>> BEGIN
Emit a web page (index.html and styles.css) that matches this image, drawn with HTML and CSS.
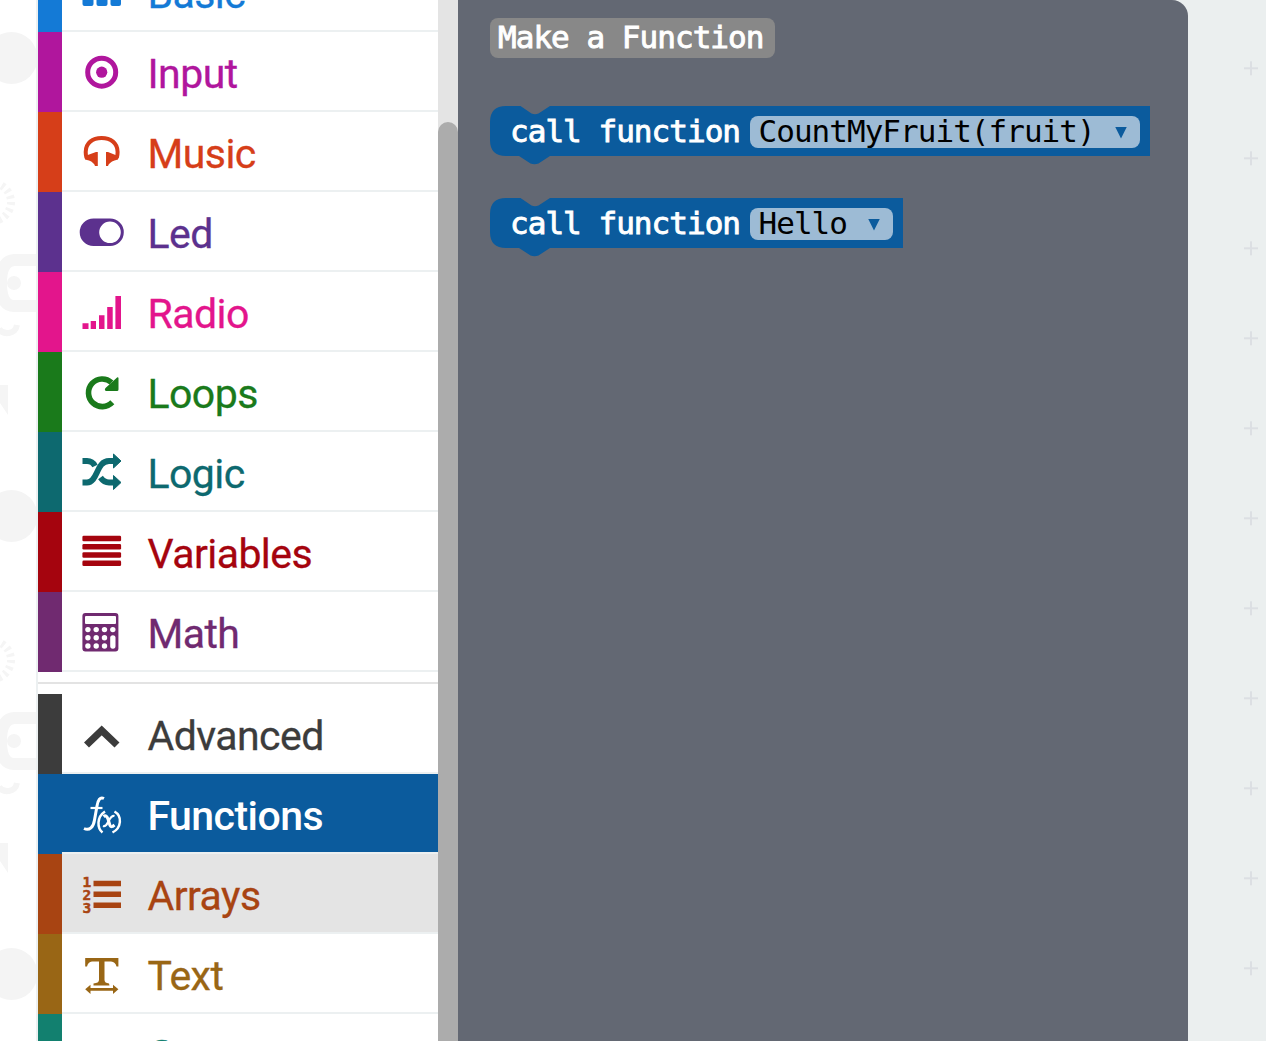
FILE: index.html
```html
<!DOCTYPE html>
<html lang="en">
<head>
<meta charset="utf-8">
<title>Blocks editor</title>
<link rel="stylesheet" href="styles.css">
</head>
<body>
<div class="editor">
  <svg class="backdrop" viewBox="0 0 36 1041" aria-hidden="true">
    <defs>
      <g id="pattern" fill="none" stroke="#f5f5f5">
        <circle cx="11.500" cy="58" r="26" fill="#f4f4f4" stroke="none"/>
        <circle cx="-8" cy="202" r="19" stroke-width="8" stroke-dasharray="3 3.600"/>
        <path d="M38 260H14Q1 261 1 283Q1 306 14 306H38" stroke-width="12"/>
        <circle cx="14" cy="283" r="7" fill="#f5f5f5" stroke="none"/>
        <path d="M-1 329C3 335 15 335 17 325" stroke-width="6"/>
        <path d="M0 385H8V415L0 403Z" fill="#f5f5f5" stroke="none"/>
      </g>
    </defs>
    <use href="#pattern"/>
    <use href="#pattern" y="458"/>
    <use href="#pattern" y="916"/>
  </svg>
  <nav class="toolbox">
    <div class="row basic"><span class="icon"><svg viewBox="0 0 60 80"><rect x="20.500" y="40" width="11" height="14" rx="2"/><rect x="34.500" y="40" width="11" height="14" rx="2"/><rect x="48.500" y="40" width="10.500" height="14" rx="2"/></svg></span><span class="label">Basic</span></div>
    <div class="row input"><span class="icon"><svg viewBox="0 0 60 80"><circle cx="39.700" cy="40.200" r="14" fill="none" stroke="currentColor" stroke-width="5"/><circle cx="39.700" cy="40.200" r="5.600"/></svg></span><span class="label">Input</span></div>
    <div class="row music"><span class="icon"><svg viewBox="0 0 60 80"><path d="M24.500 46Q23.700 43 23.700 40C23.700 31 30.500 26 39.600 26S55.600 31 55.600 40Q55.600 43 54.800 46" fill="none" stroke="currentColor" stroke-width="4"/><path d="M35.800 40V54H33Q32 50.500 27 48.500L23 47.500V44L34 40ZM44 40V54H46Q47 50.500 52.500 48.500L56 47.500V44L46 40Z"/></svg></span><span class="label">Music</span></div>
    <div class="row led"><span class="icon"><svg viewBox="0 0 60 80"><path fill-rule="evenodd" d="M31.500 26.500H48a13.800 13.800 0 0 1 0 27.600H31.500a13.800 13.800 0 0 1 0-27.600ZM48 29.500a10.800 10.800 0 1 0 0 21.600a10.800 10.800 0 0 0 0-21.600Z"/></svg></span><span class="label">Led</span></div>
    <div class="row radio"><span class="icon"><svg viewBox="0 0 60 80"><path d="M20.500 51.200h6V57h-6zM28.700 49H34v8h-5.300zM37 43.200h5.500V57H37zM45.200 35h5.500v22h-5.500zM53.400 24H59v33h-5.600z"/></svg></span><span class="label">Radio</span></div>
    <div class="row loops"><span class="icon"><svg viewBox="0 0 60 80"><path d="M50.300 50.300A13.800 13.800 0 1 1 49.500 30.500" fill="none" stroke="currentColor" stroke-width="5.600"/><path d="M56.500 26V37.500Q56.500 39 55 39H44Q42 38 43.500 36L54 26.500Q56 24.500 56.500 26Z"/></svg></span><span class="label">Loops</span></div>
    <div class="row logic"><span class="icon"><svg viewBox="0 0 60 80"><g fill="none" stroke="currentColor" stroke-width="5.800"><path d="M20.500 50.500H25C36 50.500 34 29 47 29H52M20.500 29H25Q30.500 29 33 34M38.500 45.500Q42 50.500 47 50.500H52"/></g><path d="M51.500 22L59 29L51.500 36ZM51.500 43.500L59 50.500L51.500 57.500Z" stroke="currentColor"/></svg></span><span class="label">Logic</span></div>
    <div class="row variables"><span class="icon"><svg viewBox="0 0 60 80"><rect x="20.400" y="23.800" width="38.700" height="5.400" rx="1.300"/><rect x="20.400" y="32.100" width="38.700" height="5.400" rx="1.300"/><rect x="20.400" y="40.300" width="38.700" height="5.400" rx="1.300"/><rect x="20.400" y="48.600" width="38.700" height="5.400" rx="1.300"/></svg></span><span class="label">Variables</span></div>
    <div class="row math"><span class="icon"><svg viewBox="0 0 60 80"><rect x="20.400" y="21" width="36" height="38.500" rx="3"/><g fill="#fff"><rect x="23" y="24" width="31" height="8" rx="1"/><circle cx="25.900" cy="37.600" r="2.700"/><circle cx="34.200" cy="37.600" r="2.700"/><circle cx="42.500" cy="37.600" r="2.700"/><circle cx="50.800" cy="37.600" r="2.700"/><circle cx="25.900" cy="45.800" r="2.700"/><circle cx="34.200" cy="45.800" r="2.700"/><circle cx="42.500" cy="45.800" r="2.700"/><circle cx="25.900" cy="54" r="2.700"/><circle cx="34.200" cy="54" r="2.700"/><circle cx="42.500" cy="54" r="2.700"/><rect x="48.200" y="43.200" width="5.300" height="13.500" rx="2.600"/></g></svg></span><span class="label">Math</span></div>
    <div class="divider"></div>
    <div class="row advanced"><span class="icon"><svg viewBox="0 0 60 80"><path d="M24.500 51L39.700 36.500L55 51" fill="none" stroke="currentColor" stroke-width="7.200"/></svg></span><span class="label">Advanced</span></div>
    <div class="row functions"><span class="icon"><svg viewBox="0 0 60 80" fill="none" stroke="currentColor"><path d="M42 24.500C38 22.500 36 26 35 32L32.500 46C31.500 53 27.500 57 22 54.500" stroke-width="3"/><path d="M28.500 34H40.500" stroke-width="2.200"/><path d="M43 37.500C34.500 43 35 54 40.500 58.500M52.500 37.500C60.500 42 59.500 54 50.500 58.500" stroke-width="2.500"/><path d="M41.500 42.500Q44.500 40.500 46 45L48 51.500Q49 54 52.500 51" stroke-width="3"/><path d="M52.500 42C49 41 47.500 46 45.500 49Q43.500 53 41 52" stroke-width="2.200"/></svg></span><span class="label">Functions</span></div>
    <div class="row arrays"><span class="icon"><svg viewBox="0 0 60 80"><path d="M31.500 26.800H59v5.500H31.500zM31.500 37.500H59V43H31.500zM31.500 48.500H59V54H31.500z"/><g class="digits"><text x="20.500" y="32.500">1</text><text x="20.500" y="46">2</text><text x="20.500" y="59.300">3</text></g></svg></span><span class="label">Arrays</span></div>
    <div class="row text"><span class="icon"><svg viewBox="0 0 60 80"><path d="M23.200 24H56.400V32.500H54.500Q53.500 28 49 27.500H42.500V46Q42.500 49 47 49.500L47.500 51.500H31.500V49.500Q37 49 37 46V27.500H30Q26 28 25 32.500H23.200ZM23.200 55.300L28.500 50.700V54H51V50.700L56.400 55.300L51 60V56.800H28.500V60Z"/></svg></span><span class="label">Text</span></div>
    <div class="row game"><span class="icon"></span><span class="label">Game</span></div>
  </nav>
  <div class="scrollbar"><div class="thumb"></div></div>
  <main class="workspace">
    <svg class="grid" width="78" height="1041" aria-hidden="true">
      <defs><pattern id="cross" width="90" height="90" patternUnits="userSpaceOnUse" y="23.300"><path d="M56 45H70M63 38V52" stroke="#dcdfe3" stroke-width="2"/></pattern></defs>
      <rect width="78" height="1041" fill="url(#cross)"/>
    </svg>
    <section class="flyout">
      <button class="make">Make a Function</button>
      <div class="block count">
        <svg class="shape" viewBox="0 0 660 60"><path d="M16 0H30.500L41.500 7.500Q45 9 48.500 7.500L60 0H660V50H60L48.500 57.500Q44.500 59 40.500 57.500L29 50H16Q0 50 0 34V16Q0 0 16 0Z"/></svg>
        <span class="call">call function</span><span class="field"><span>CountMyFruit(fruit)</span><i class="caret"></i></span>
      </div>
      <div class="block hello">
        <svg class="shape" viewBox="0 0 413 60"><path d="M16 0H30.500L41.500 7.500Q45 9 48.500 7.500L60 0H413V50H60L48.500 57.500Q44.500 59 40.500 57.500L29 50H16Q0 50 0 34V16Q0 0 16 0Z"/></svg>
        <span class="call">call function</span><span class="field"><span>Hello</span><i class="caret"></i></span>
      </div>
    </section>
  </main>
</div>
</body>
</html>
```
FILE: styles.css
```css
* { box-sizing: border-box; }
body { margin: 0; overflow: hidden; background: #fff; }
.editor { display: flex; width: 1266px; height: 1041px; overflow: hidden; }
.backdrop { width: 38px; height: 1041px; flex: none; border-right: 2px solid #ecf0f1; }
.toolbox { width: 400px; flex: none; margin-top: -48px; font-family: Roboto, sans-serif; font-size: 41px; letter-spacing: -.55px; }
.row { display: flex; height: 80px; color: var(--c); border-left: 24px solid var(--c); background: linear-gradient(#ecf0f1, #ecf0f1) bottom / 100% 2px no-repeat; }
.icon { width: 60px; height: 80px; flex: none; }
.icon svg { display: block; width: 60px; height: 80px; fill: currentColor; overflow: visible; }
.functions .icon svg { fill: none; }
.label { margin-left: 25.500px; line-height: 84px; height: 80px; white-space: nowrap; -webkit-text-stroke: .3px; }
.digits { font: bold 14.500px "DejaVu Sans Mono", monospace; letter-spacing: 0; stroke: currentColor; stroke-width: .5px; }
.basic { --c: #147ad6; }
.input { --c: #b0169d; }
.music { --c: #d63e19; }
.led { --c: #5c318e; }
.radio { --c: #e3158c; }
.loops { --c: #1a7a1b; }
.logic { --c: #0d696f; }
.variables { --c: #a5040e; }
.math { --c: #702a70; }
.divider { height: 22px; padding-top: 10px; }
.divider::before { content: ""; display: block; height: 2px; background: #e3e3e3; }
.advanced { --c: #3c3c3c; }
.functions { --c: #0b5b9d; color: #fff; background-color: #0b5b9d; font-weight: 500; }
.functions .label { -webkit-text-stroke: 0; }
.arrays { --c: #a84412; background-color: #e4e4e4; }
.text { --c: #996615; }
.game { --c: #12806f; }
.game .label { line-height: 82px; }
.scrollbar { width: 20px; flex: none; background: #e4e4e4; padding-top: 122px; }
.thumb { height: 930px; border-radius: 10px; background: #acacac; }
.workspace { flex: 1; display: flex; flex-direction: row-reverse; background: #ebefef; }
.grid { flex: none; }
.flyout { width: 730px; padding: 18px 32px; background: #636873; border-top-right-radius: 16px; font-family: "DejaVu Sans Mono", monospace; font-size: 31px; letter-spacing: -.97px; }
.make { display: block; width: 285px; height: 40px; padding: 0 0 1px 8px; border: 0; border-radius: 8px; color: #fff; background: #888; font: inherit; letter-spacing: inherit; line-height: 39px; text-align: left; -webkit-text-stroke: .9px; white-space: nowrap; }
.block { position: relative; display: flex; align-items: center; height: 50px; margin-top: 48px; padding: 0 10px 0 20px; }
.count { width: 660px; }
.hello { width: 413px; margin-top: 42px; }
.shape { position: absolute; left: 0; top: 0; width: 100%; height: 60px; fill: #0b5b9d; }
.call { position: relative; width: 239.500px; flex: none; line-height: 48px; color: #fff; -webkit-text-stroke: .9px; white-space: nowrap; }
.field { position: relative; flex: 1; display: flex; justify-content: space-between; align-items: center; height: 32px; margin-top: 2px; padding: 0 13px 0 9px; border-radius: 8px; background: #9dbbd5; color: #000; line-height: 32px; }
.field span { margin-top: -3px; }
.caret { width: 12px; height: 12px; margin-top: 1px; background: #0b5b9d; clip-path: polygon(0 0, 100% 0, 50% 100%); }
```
>> END
● TASK
Every line that holds the string "index" should be returned.

● TASK ANSWER
Emit a web page (index.html and styles.css) that matches this image, drawn with HTML and CSS.
FILE: index.html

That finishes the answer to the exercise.